En 1940, le journal collabo Paris-Soir titrait « Débarrassons l’université de l’emprise judéo-maçonnique ». aujourd’hui Le Figaro titre : « Comment l’islamo-gauchisme gangrène les universités ». Décidément l’histoire bégaie. En singeant Le Pen sur l’islamo-gauchisme, la ministre Vidal oublie que « l’électeur a toujours préféré l’original à la copie ». Et elle prouve que Le Pen n’a pas besoin d’être au pouvoir pour que ses idées s’appliquent.

Quand une association (le CCIF, le Collectif Contre l’Islamophobie en France), forte de 12000 adhérents, gagne des procès contre Zemmour ou Clavreul, elle est dissoute !! Sur des accusations du style café du commerce. Et il est tragique qu’il y ait eu aussi peu de réactions contre cette dissolution. [1] Pour m’inspirer du Pasteur Niemoler, opposant au nazisme, je dirais : « quand ils sont venus chercher les Musulmans, je n’ai rien dit.
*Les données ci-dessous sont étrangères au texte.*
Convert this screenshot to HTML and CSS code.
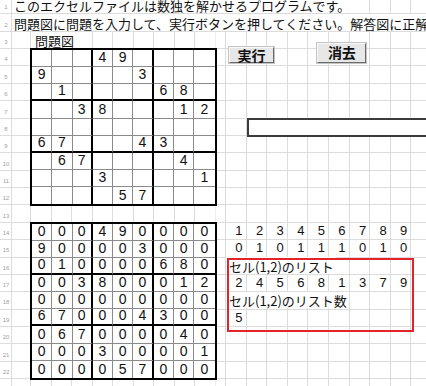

Et quand ils sont venus me chercher, il n’y avait plus personne pour me défendre ».

Il est temps que nous soyons capables de contre-attaquer idéologiquement au nom de nos idées : égalité, vivre ensemble, solidarité.


[1NDLR. L’ANC s’honore d’ailleurs d’avoir été une des premières organisations justement avec l’UJFP, à réagir.